Referring to his rivals from the Fatah faction of Western-backed President Mahmoud Abbas, he said: "It showed the difference between the era in which a group used to encourage and commit security anarchy and chaos and the current situation in which Hamas is seeking to stabilise security."
Johnston, the only Western correspondent working full-time in the troubled coastal enclave, went missing on March 12 when his car was found abandoned.
His captors later declared themselves to be the Army of Islam, a group with al Qaeda-inspired rhetoric and links to one of Gaza's powerful clans.
They issued Web videos showing Johnston and seeking the release of Islamists held prisoner by Britain and other states.
Most recently, after Hamas officials threatened to free him by force from the clan's stronghold, Johnston was shown wearing a suicide belt with the warning he would die if that happened.
Hamas, apparently eager to show its ability to impose order in Gaza after many months of factional fighting, had increased pressure on the hostage-takers to relent and had surrounded their neighbourhood late on Tuesday.
Members of Hamas' 6,000-person militia moved onto rooftops of high-rise buildings and deployed gunmen in streets of the Gaza City neighborhood inhabited by the Doghmush clan, the large, heavily armed family that leads the Army of Islam.

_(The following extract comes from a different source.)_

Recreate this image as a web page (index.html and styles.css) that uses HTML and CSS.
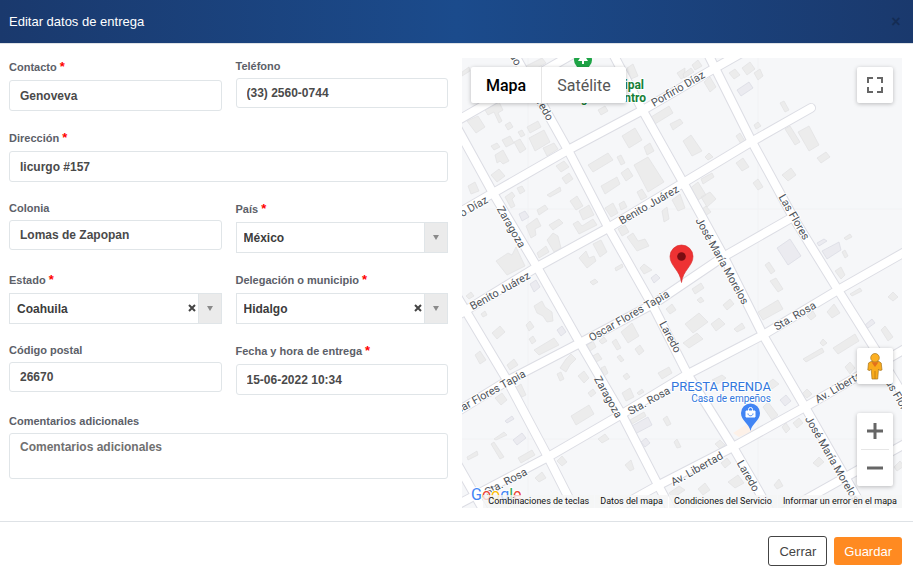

"The clocks have begun ticking toward the release of Alan Johnston," said Hamas spokesman Ghazi Hamad. "The operation of the interior ministry Executive Forces has started, and they are tightening the siege on the people involved in his kidnap."
Late Tuesday, the Doghmush clan released nine students loyal to Hamas that they kidnapped earlier in the week. Hamas officials and mediators said the release was meant to pave the way for Johnston's release.
Then four Army of Islam members were freed by Hamas, said Abu Mujahid from the Popular Resistance Committees, the militant group handling the negotiations. The four included an Army of Islam spokesman whose arrest Monday was seen as an effort to gain a potentially valuable bargaining chip.
Hamas spokesman Fawzi Barhoum accused Johnston's captors of smearing the Palestinian people's reputation and of seeking "to prove to the world that we are a group of militias that fight each other to gain personal ends."
The Army of Islam, whose formerly close relations with Hamas have soured, had demanded that Britain first release a radical Islamic cleric with ties to al-Qaida. It also had threatened to kill Johnston if Hamas tried to free him by force.
Hamas was elected to run the Palestinian government 18 months ago but was shunned by Israel and Western powers.
Its local leader, Haniyeh, still considers himself prime minister but Abbas has appointed an emergency government without Hamas involvement in the larger territory of the West Bank.